After a time series has been stationarized by differencing, the next step in fitting an ARIMA model is to determine whether AR or MA terms are needed to correct any autocorrelation that remains in the differenced series. By looking at the autocorrelation function (ACF) and partial autocorrelation (PACF) plots of the differenced series, you can tentatively identify the numbers of AR and/or MA terms that are needed.

The partial autocorrelations at all lags can be computed by fitting a succession of autoregressive models with increasing numbers of lags. In particular, the partial autocorrelation at lag k is equal to the estimated AR(k) coefficient in an autoregressive model with k terms--i.e., a multiple regression model in which Y is regressed on LAG(Y,1), LAG(Y,2), etc., up to LAG(Y,k). Thus, by mere inspection of the PACF you can determine how many AR terms you need to use to explain the autocorrelation pattern in a time series: if the partial autocorrelation is significant at lag k and not significant at any higher order lags--i.e., if the PACF "cuts off" at lag k--then this suggests that you should try fitting an autoregressive model of order k

Rule 6: If the PACF of the differenced series displays a sharp cutoff and/or the lag-1 autocorrelation is positive--i.e., if the series appears slightly "underdifferenced"--then consider adding an AR term to the model. The lag at which the PACF cuts off is the indicated number of AR terms.

An MA signature is commonly associated with negative autocorrelation at lag 1--i.e., it tends to arise in series which are slightly overdifferenced.

Rule 7: If the ACF of the differenced series displays a sharp cutoff and/or the lag-1 autocorrelation is negative--i.e., if the series appears slightly "overdifferenced"--then consider adding an MA term to the model. The lag at which the ACF cuts off is the indicated number of MA terms.

In addition, consider these rules:

Rule 8: It is possible for an AR term and an MA term to cancel each other's effects, so if a mixed AR-MA model seems to fit the data, also try a model with one fewer AR term and one fewer MA term--particularly if the parameter estimates in the original model require more than 10 iterations to converge.

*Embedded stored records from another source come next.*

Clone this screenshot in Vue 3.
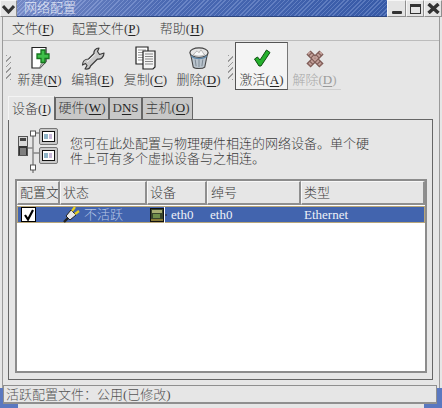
<script setup>
const menus = [
  { label: '文件', key: 'F', cls: 'm-a' },
  { label: '配置文件', key: 'P', cls: 'm-b' },
  { label: '帮助', key: 'H', cls: 'm-c' },
]
const tabs = [
  { label: '设备', key: 'I', cls: 'tab-a' },
  { label: '硬件', key: 'W', cls: 'tab-b' },
  { label: 'D', key: 'N', tail: 'S', plain: true, cls: 'tab-c' },
  { label: '主机', key: 'O', cls: 'tab-d' },
]
</script>

<template>
  <div class="win">
    <header class="title">
      <div class="tbtn menu-btn">
        <svg width="13" height="10" viewBox="0 0 13 10"><path d="M1 2 6.500 8 12 2" fill="none" stroke="#333" stroke-width="3"/></svg>
      </div>
      <div class="title-bar"><span class="title-text">网络配置</span></div>
      <div class="tbtn b-min"><span class="min-glyph"></span></div>
      <div class="tbtn b-max"><span class="max-glyph"></span></div>
      <div class="tbtn b-close">
        <svg width="13" height="11" viewBox="0 0 13 11"><path d="M1.500 1 11.500 10M11.500 1 1.500 10" stroke="#333" stroke-width="3.400"/></svg>
      </div>
    </header>

    <div class="body">
      <nav class="menubar">
        <span v-for="m in menus" :key="m.key" class="menu-item" :class="m.cls">{{ m.label }}(<u>{{ m.key }}</u>)</span>
      </nav>

      <div class="toolbar">
        <div class="grip"></div>
        <div class="tool">
          <svg class="ic" width="26" height="24" viewBox="0 0 26 24">
            <path d="M5 1.500h14v14l-6 6.500H5z" fill="#fff" stroke="#222" stroke-width="1.200"/>
            <path d="M13 22c0-3 2-6 6-6.500" fill="#bbb" stroke="#777"/>
            <path d="M14 4h4v4h4v4.500h-4v4h-4v-4h-4V8h4z" fill="#3fc04a" stroke="#17751f" stroke-width="1.300"/>
          </svg>
          <span>新建(<u>N</u>)</span>
        </div>
        <div class="tool">
          <svg class="ic" width="26" height="24" viewBox="0 0 26 24">
            <path d="M19 2 17.500 5.500 19.500 8.500 24 7C24 11 21 13.500 17.500 13L10.500 20C10 22 8 23.500 5 23L7 19.500 5.500 17.500 2.500 19C2.500 15.500 5 13 8.500 13L14 7.500C13.500 5 15.500 2 19 2Z" fill="#c9c9c9" stroke="#3c3c3c" stroke-width="1.200" stroke-linejoin="round"/>
            <path d="M7 16 15.500 8" stroke="#f2f2f2"/>
          </svg>
          <span>编辑(<u>E</u>)</span>
        </div>
        <div class="tool">
          <svg class="ic" width="26" height="24" viewBox="0 0 26 24">
            <path d="M3 1h12v17H3z" fill="#fff" stroke="#222" stroke-width="1.200"/>
            <path d="M5 4h8M5 6.500h8M5 9h8M5 11.500h8M5 14h8" stroke="#999"/>
            <path d="M10 5h12v16l-2 2H10z" fill="#f4f4f4" stroke="#222" stroke-width="1.200"/>
            <path d="M12 8h8M12 10.500h8M12 13h8M12 15.500h8M12 18h8" stroke="#888"/>
          </svg>
          <span>复制(<u>C</u>)</span>
        </div>
        <div class="tool">
          <svg class="ic" width="26" height="25" viewBox="0 0 26 25">
            <path d="M4 7 7 22c2 2 10 2 12 0L22 7z" fill="#b9c3cc" stroke="#444" stroke-width="1.100"/>
            <path d="M9 14 10 21M17 14l-1 7M13 14v8" stroke="#7b8792"/>
            <ellipse cx="13" cy="7" rx="9.500" ry="5" fill="#e6e6e6" stroke="#444" stroke-width="1.200"/>
            <path d="M7 9c3 2 9 2 12 0-2-1-2-3-4-5l-2 3-2-2z" fill="#f8f8f8" stroke="#888" stroke-width=".6"/>
            <path d="M5 10c3 4 13 4 16 0" fill="none" stroke="#5f87a8" stroke-width="1.600"/>
          </svg>
          <span>删除(<u>D</u>)</span>
        </div>
        <div class="grip grip-2"></div>
        <div class="tool tool-active">
          <svg class="ic" width="26" height="24" viewBox="0 0 26 24">
            <path d="M5.500 13 8.500 11 11 14 17.500 4 21 6.500 12 20H10z" fill="#25b02c" stroke="#0c4d10" stroke-width="1"/>
          </svg>
          <span>激活(<u>A</u>)</span>
        </div>
        <div class="tool tool-off">
          <svg class="ic" width="26" height="24" viewBox="0 0 26 24">
            <path d="M6.500 6.500 19.500 19.500M19.500 6.500 6.500 19.500" stroke="#7d5a55" stroke-width="6"/>
            <path d="M6.500 6.500 19.500 19.500M19.500 6.500 6.500 19.500" stroke="#c3a09a" stroke-width="3.400" stroke-dasharray="2 1"/>
          </svg>
          <span>解除(<u>D</u>)</span>
        </div>
      </div>

      <div class="notebook">
        <div class="tabs">
          <div v-for="(t, i) in tabs" :key="t.key" class="tab" :class="[t.cls, { active: i === 0 }]">
            <template v-if="t.plain">{{ t.label }}<u>{{ t.key }}</u>{{ t.tail }}</template>
            <template v-else>{{ t.label }}(<u>{{ t.key }}</u>)</template>
          </div>
        </div>
        <section class="panel">
          <div class="info">
            <svg class="net" width="42" height="52" viewBox="0 0 42 52">
              <path d="M16 6v34v6M16 6h7M10 21h6M16 26h7M16 40h0" stroke="#888" stroke-width="1.500" fill="none"/>
              <rect x="13.500" y="4" width="5" height="5" fill="#fff" stroke="#555"/>
              <rect x="13.500" y="38" width="5" height="5" fill="#fff" stroke="#555"/>
              <rect x="1.500" y="9.500" width="9" height="19" fill="#d8d8d8" stroke="#555"/>
              <rect x="3" y="11" width="6" height="3" fill="#444"/>
              <rect x="2" y="19" width="8" height="9" fill="#333"/>
              <path d="M4 21v7M6 21v7M8 21v7" stroke="#ccc"/>
              <g>
                <rect x="22.500" y="1.500" width="18" height="16" rx="1.500" fill="#c8c8c8" stroke="#777"/>
                <rect x="25.500" y="4.500" width="12" height="10" fill="#fff" stroke="#111"/>
                <rect x="27" y="7" width="4" height="5" fill="#8fb4c8"/>
                <rect x="32" y="7" width="3" height="5" fill="#c8b8d8"/>
              </g>
              <g>
                <rect x="22.500" y="20.500" width="18" height="16" rx="1.500" fill="#c8c8c8" stroke="#777"/>
                <rect x="25.500" y="23.500" width="12" height="10" fill="#fff" stroke="#111"/>
                <rect x="27" y="26" width="4" height="5" fill="#8fb4c8"/>
                <rect x="32" y="26" width="3" height="5" fill="#c8b8d8"/>
              </g>
            </svg>
            <p class="info-text">您可在此处配置与物理硬件相连的网络设备。单个硬<br>件上可有多个虚拟设备与之相连。</p>
          </div>

          <div class="table">
            <div class="thead">
              <div class="th c1">配置文</div>
              <div class="th c2">状态</div>
              <div class="th c3">设备</div>
              <div class="th c4">绰号</div>
              <div class="th c5">类型</div>
            </div>
            <div class="row">
              <div class="td c1"><span class="check">
                <svg width="12" height="12" viewBox="0 0 12 12"><path d="M2 6 5 10.500 10 1" fill="none" stroke="#000" stroke-width="2.200"/></svg>
              </span></div>
              <div class="td c2">
                <svg class="plug" width="17" height="17" viewBox="0 0 17 17">
                  <path d="M1 16 5 12" stroke="#222" stroke-width="2.400"/>
                  <path d="M3 10 8 4l5 5-6 5z" fill="#e8e8e8" stroke="#222"/>
                  <path d="M9 5 12 1M12 8l4-3" stroke="#e8d020" stroke-width="2.200"/>
                </svg>
                <span class="dim">不活跃</span>
              </div>
              <div class="td c3">
                <svg class="card" width="17" height="16" viewBox="0 0 17 16">
                  <rect x="0.500" y="1.500" width="13" height="13" fill="#39452c" stroke="#111"/>
                  <rect x="2" y="3" width="10" height="3" fill="#a8ae72"/>
                  <rect x="3" y="7" width="7" height="4" fill="#6f8d4a"/>
                  <path d="M1 13h12" stroke="#d8b040"/>
                  <path d="M14.500 0v16" stroke="#fff"/>
                  <path d="M15 8h2" stroke="#222"/>
                </svg>
                <span>eth0</span>
              </div>
              <div class="td c4">eth0</div>
              <div class="td c5">Ethernet</div>
            </div>
            <div class="list-empty"></div>
          </div>
        </section>
      </div>

      <footer class="status">活跃配置文件：公用(已修改)</footer>
    </div>
    <div class="desk"><span class="desk-side"></span><span class="desk-side"></span></div>
  </div>
</template>

<style>
html, body { margin: 0; background: #e6e6e6; }
</style>

<style scoped>
.win {
  width: 442px;
  height: 408px;
  overflow: hidden;
  display: flex;
  flex-direction: column;
  background: #e6e6e6;
  color: #3c3c3c;
  font: 13px/16px "Liberation Serif", "Noto Sans CJK SC", serif;
  font-weight: 300;
}
u { text-decoration-thickness: 1px; text-underline-offset: 2px; color: #222; }

.title { display: flex; height: 17px; flex: none; background: #e6e6e6; }
.tbtn {
  display: flex; align-items: center; justify-content: center;
  background: #e4e4e4; box-sizing: border-box;
  border: 1px solid; border-color: #f6f6f6 #8f8f8f #8f8f8f #f6f6f6;
  height: 17px;
}
.menu-btn { width: 17px; }
.title-bar {
  flex: 1;
  box-sizing: border-box;
  padding-left: 7px;
  border-bottom: 1px solid #2c4680;
  background:
    repeating-linear-gradient(135deg, rgba(255,255,255,.16) 0 1px, rgba(0,0,0,.05) 1px 3px),
    linear-gradient(90deg, #7a90d0 0%, #4f6fbc 40%, #3a5fb0 100%);
}
.title-text { color: #e2e7f5; font-size: 13px; line-height: 16px; display: block; }
.b-min { width: 19px; }
.b-max { width: 18px; }
.b-close { width: 18px; }
.min-glyph { width: 10px; height: 3px; margin-top: 7px; background: #333; border-radius: 1px; }
.max-glyph { width: 11px; height: 10px; border: 1px solid #333; border-top-width: 3px; box-sizing: border-box; }

.body {
  flex: none;
  height: 371px;
  margin: 0 2px;
  border-left: 1px solid #9a9a9a;
  border-right: 1px solid #9a9a9a;
  display: flex;
  flex-direction: column;
  background: #e6e6e6;
  position: relative;
}
.menubar {
  display: flex;
  height: 24px;
  padding-left: 9px;
  align-items: center;
  box-sizing: border-box;
  border-bottom: 1px solid #bcbcbc;
  flex: none;
}
.m-a { margin-right: 18px; }
.m-b { margin-right: 20px; }
.toolbar { display: flex; height: 49px; padding-top: 1px; box-sizing: border-box; flex: none; }
.grip {
  width: 5px; height: 25px; margin: 13px 2px 0 3px; flex: none;
  background: repeating-linear-gradient(135deg, #999 0 1px, transparent 1px 4px);
}
.grip-2 { margin: 13px 2px 0 3px; }
.tool {
  width: 53px; box-sizing: border-box; height: 48px; flex: none;
  display: flex; flex-direction: column; align-items: center;
  padding-top: 4px; white-space: nowrap;
}
.ic { height: 24px; margin-bottom: 2px; }
.tool-active { background: #f4f4f4; border: 1px solid #555; border-right-color: #777; padding-top: 3px; }
.tool-off { color: #a8a8a8; border-bottom: 1px solid #d0d0d0; }
.tool-off u { color: #999; }

.notebook { flex: 1; display: flex; flex-direction: column; margin: 6px 6px 0 5px; min-height: 0; }
.tabs { display: flex; height: 23px; position: relative; z-index: 1; flex: none; }
.tab {
  box-sizing: border-box; height: 22px; margin-top: 1px;
  background: #c8c8c8; border: 1px solid #666; border-bottom: 0;
  text-align: center; line-height: 20px; white-space: nowrap;
}
.tab.active { height: 24px; margin-top: 0; background: #e6e6e6; line-height: 23px; border-left-color: #f4f4f4; border-top-color: #f4f4f4; }
.tab-a { width: 47px; }
.tab-b { width: 54px; }
.tab-c { width: 33px; }
.tab-d { width: 51px; }

.panel {
  flex: none; height: 261px; box-sizing: border-box;
  border: 1px solid #666;
  padding: 0 5px 6px 6px;
  display: flex; flex-direction: column;
}
.info { display: flex; height: 59px; flex: none; padding: 7px 0 0 2px; box-sizing: border-box; }
.net { flex: none; }
.info-text { margin: 9px 0 0 11px; line-height: 15px; }

.table {
  flex: 1; min-height: 0;
  border: 2px solid #8c8c8c;
  display: flex; flex-direction: column;
  background: #fff;
}
.thead { display: flex; height: 24px; background: #e6e6e6; flex: none; }
.th {
  box-sizing: border-box; height: 24px; padding-left: 2px;
  border: 1px solid; border-width: 1px 2px 2px 1px;
  border-color: #f8f8f8 #8f8f8f #8f8f8f #f8f8f8;
  line-height: 22px; white-space: nowrap; overflow: hidden;
}
.c1 { width: 43px; flex: none; }
.c2 { width: 87px; flex: none; }
.c3 { width: 60px; flex: none; }
.c4 { width: 94px; flex: none; padding-left: 3px; }
.c5 { flex: 1; }
.row {
  display: flex; height: 17px; box-sizing: border-box; margin-top: 1px;
  background: #4264ae; border: 1px solid #b8a67a; color: #eef1f8; flex: none;
}
.td { display: flex; align-items: center; height: 15px; padding-left: 3px; box-sizing: border-box; white-space: nowrap; }
.row .c1 { width: 42px; padding-left: 3px; }
.check {
  width: 15px; height: 15px; box-sizing: border-box; background: #fff; border: 1px solid #000;
  display: flex; align-items: center; justify-content: center;
}
.plug { margin: 0 1px 0 0; flex: none; }
.dim { color: #b6c4e4; margin-left: 3px; }
.card { margin-right: 4px; margin-left: 0; flex: none; }
.list-empty { flex: 1; }

.status {
  position: absolute; left: 0; right: 2px; top: 368px;
  box-sizing: border-box; height: 19px;
  border: 1px solid #8f8f8f; border-bottom-width: 2px;
  line-height: 17px; padding-left: 2px; color: #555;
  background: #e6e6e6; white-space: nowrap;
}
.status::before, .status::after {
  content: ""; position: absolute; top: 2px; height: 16px; background: #5a78c0;
}
.status::before { left: -4px; width: 3px; }
.status::after { right: -8px; width: 7px; }
.desk { flex: 1; display: flex; justify-content: space-between; background: #e6e6e6; }
.desk-side { width: 18px; background: #5a78c0; }
</style>
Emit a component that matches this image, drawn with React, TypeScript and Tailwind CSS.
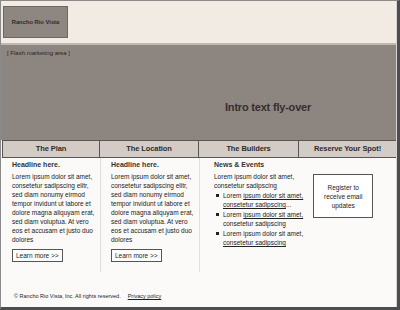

Rule 9: If there is a unit root in the AR part of the model--i.e., if the sum of the AR coefficients is almost exactly 1--you should reduce the number of AR terms by one and increase the order of differencing by one.

Rule 10: If there is a unit root in the MA part of the model--i.e., if the sum of the MA coefficients is almost exactly 1--you should reduce the number of MA terms by one and reduce the order of differencing by one.

Rule 11: If the long-term forecasts appear erratic or unstable, there may be a unit root in the AR or MA coefficients.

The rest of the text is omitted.